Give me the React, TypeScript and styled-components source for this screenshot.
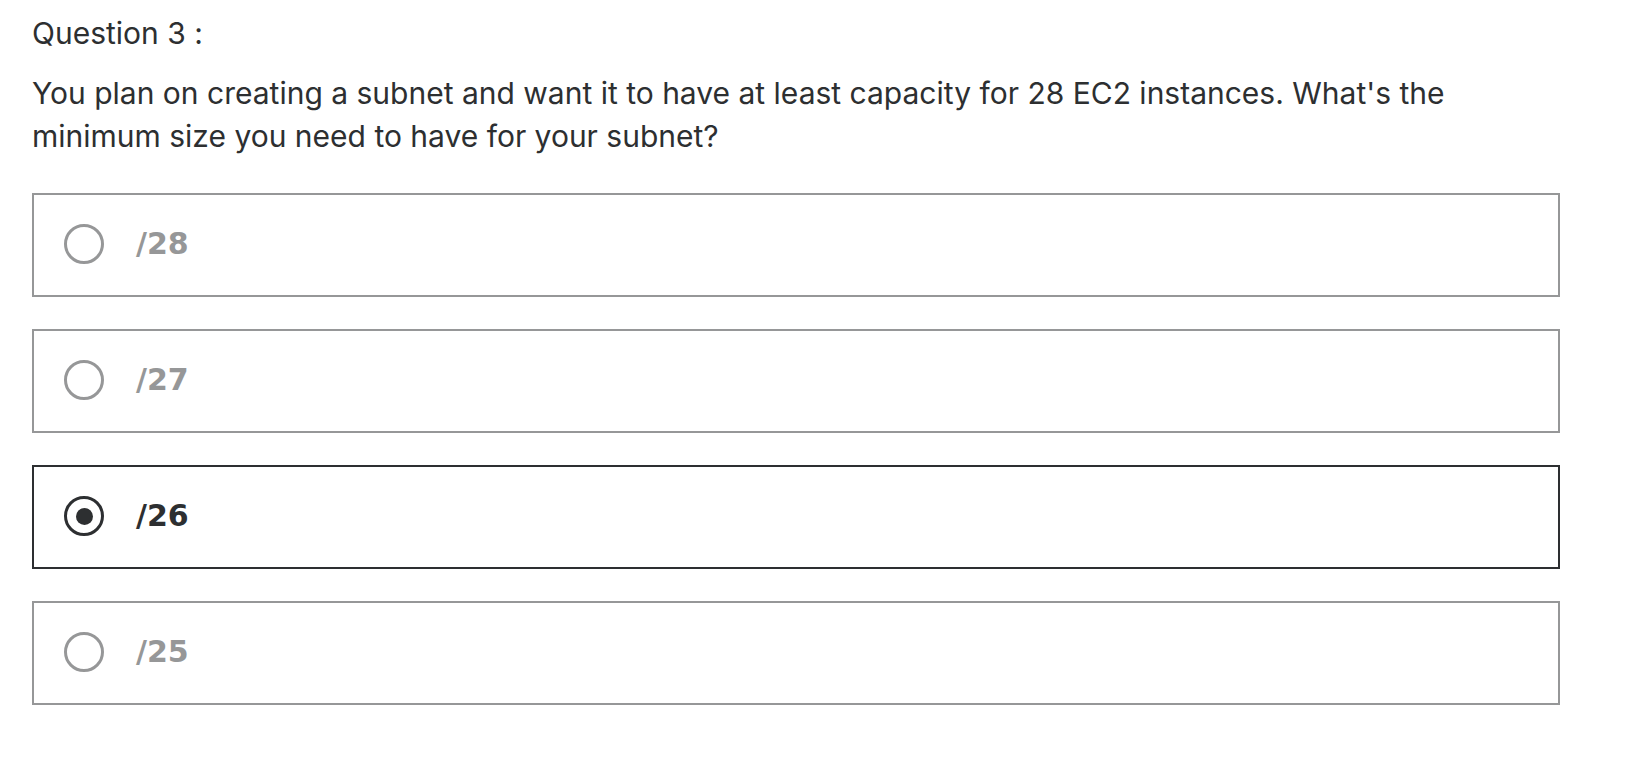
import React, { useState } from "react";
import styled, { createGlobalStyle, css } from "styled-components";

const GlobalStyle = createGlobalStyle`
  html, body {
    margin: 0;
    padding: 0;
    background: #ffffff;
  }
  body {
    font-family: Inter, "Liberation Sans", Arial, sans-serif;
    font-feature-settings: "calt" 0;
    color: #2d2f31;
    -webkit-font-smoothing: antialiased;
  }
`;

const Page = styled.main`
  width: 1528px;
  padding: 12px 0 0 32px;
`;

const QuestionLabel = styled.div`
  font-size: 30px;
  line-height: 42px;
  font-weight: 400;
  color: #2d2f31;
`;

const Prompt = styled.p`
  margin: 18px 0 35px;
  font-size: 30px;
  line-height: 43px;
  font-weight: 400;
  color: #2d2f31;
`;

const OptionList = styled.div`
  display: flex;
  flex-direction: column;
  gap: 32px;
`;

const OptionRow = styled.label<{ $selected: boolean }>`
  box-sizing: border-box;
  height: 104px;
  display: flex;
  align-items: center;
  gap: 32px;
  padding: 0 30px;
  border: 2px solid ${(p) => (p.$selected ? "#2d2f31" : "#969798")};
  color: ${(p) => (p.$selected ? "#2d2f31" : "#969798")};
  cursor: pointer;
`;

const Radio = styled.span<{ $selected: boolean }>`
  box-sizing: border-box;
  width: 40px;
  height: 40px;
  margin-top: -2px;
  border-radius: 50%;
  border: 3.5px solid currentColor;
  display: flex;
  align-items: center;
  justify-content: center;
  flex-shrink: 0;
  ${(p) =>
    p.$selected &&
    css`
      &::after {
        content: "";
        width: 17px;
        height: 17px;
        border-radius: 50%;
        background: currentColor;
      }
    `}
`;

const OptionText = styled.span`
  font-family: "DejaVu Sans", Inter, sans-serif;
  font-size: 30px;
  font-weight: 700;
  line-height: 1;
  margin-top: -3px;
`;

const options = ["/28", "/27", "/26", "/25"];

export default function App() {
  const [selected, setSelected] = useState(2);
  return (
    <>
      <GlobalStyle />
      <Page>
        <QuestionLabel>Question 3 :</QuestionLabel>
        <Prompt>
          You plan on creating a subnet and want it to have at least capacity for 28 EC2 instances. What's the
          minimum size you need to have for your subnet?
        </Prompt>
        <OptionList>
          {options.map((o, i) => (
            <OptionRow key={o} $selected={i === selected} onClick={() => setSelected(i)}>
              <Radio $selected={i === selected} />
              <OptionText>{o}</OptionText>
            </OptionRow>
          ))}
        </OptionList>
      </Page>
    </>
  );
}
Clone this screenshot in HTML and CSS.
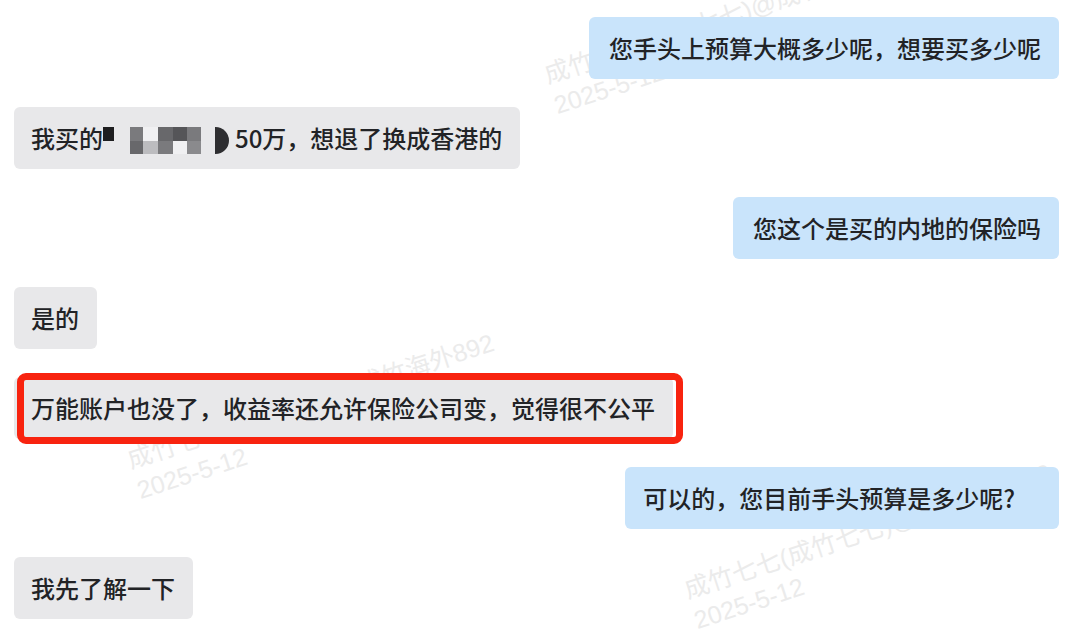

__________

- [To be done] Check every line for "components" and show the ones that have it.

- [Solution]
Give me the React, TypeScript and styled-components source for this screenshot.
import styled, { createGlobalStyle, css } from "styled-components";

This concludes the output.